* [Given task]
Write the listing below out again exactly, dropping the images.

## Begin Supplied material

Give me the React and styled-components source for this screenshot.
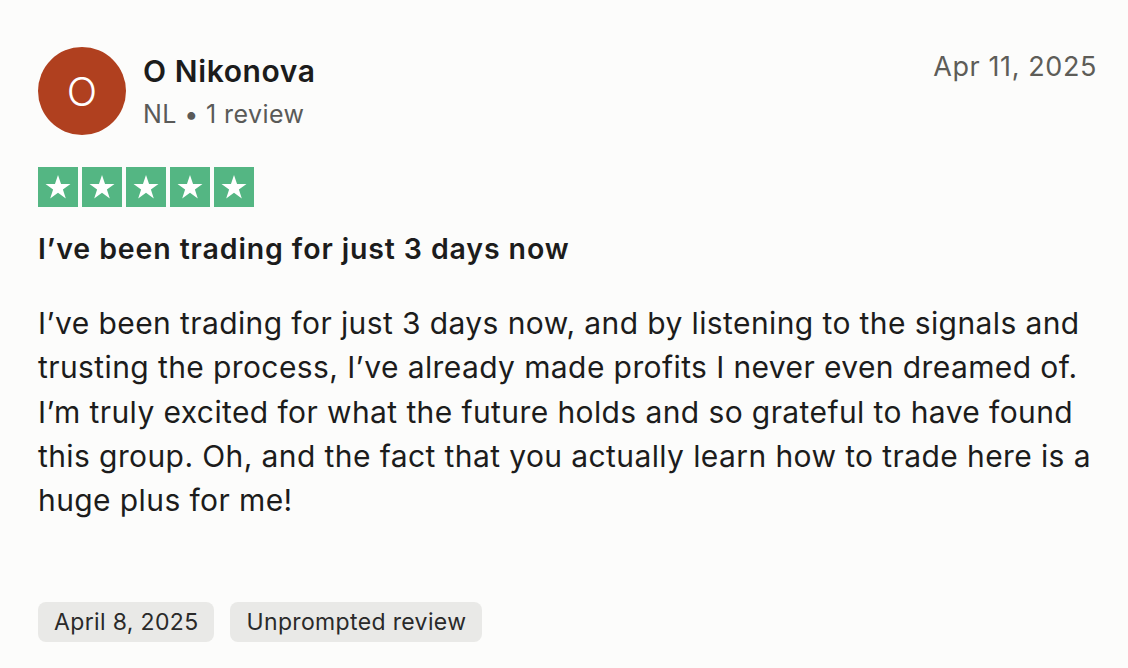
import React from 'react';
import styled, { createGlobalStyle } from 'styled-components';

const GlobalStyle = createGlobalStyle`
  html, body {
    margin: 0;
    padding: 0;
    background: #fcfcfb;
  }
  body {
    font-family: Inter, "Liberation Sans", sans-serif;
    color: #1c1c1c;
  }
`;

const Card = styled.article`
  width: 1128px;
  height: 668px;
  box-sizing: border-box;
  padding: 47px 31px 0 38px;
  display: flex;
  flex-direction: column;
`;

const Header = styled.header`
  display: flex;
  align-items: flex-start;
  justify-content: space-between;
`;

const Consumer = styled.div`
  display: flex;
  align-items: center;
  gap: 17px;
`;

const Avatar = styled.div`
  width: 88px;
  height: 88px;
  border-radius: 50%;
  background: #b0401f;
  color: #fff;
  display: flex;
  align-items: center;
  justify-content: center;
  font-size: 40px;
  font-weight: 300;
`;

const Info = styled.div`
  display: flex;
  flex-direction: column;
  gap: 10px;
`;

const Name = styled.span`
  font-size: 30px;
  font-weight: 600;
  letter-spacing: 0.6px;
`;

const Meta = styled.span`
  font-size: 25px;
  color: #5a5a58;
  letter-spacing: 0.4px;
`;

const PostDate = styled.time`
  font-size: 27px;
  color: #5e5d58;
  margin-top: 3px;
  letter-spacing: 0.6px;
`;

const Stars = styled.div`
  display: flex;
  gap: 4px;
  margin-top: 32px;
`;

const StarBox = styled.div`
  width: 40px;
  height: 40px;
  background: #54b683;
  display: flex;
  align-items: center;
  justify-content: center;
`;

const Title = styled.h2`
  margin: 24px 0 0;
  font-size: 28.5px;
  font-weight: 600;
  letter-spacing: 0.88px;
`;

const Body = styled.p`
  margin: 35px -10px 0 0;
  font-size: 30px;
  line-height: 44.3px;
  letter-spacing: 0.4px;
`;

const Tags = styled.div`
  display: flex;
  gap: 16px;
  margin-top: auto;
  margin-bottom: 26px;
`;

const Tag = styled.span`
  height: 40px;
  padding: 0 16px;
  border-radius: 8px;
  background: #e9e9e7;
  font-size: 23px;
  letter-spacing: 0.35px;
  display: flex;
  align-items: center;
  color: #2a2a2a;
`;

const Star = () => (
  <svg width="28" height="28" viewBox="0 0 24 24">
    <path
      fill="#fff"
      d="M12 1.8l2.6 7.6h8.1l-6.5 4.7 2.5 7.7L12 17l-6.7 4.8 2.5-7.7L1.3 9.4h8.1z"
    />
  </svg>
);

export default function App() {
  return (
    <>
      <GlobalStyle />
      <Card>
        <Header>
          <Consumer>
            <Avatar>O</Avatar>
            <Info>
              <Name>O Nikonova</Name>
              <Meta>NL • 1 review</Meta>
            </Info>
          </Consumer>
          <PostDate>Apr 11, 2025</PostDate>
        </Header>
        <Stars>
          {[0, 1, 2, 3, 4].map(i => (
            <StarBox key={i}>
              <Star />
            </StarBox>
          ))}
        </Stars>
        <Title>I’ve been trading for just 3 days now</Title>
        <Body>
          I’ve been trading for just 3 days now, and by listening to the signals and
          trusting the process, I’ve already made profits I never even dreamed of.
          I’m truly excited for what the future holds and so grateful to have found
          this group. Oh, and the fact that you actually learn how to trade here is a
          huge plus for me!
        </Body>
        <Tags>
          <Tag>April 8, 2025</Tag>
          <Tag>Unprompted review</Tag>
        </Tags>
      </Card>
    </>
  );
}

## End Supplied material

* [The completed task]
Give me the React and styled-components source for this screenshot.
import React from 'react';
import styled, { createGlobalStyle } from 'styled-components';

const GlobalStyle = createGlobalStyle`
  html, body {
    margin: 0;
    padding: 0;
    background: #fcfcfb;
  }
  body {
    font-family: Inter, "Liberation Sans", sans-serif;
    color: #1c1c1c;
  }
`;

const Card = styled.article`
  width: 1128px;
  height: 668px;
  box-sizing: border-box;
  padding: 47px 31px 0 38px;
  display: flex;
  flex-direction: column;
`;

const Header = styled.header`
  display: flex;
  align-items: flex-start;
  justify-content: space-between;
`;

const Consumer = styled.div`
  display: flex;
  align-items: center;
  gap: 17px;
`;

const Avatar = styled.div`
  width: 88px;
  height: 88px;
  border-radius: 50%;
  background: #b0401f;
  color: #fff;
  display: flex;
  align-items: center;
  justify-content: center;
  font-size: 40px;
  font-weight: 300;
`;

const Info = styled.div`
  display: flex;
  flex-direction: column;
  gap: 10px;
`;

const Name = styled.span`
  font-size: 30px;
  font-weight: 600;
  letter-spacing: 0.6px;
`;

const Meta = styled.span`
  font-size: 25px;
  color: #5a5a58;
  letter-spacing: 0.4px;
`;

const PostDate = styled.time`
  font-size: 27px;
  color: #5e5d58;
  margin-top: 3px;
  letter-spacing: 0.6px;
`;

const Stars = styled.div`
  display: flex;
  gap: 4px;
  margin-top: 32px;
`;

const StarBox = styled.div`
  width: 40px;
  height: 40px;
  background: #54b683;
  display: flex;
  align-items: center;
  justify-content: center;
`;

const Title = styled.h2`
  margin: 24px 0 0;
  font-size: 28.5px;
  font-weight: 600;
  letter-spacing: 0.88px;
`;

const Body = styled.p`
  margin: 35px -10px 0 0;
  font-size: 30px;
  line-height: 44.3px;
  letter-spacing: 0.4px;
`;

const Tags = styled.div`
  display: flex;
  gap: 16px;
  margin-top: auto;
  margin-bottom: 26px;
`;

const Tag = styled.span`
  height: 40px;
  padding: 0 16px;
  border-radius: 8px;
  background: #e9e9e7;
  font-size: 23px;
  letter-spacing: 0.35px;
  display: flex;
  align-items: center;
  color: #2a2a2a;
`;

const Star = () => (
  <svg width="28" height="28" viewBox="0 0 24 24">
    <path
      fill="#fff"
      d="M12 1.8l2.6 7.6h8.1l-6.5 4.7 2.5 7.7L12 17l-6.7 4.8 2.5-7.7L1.3 9.4h8.1z"
    />
  </svg>
);

export default function App() {
  return (
    <>
      <GlobalStyle />
      <Card>
        <Header>
          <Consumer>
            <Avatar>O</Avatar>
            <Info>
              <Name>O Nikonova</Name>
              <Meta>NL • 1 review</Meta>
            </Info>
          </Consumer>
          <PostDate>Apr 11, 2025</PostDate>
        </Header>
        <Stars>
          {[0, 1, 2, 3, 4].map(i => (
            <StarBox key={i}>
              <Star />
            </StarBox>
          ))}
        </Stars>
        <Title>I’ve been trading for just 3 days now</Title>
        <Body>
          I’ve been trading for just 3 days now, and by listening to the signals and
          trusting the process, I’ve already made profits I never even dreamed of.
          I’m truly excited for what the future holds and so grateful to have found
          this group. Oh, and the fact that you actually learn how to trade here is a
          huge plus for me!
        </Body>
        <Tags>
          <Tag>April 8, 2025</Tag>
          <Tag>Unprompted review</Tag>
        </Tags>
      </Card>
    </>
  );
}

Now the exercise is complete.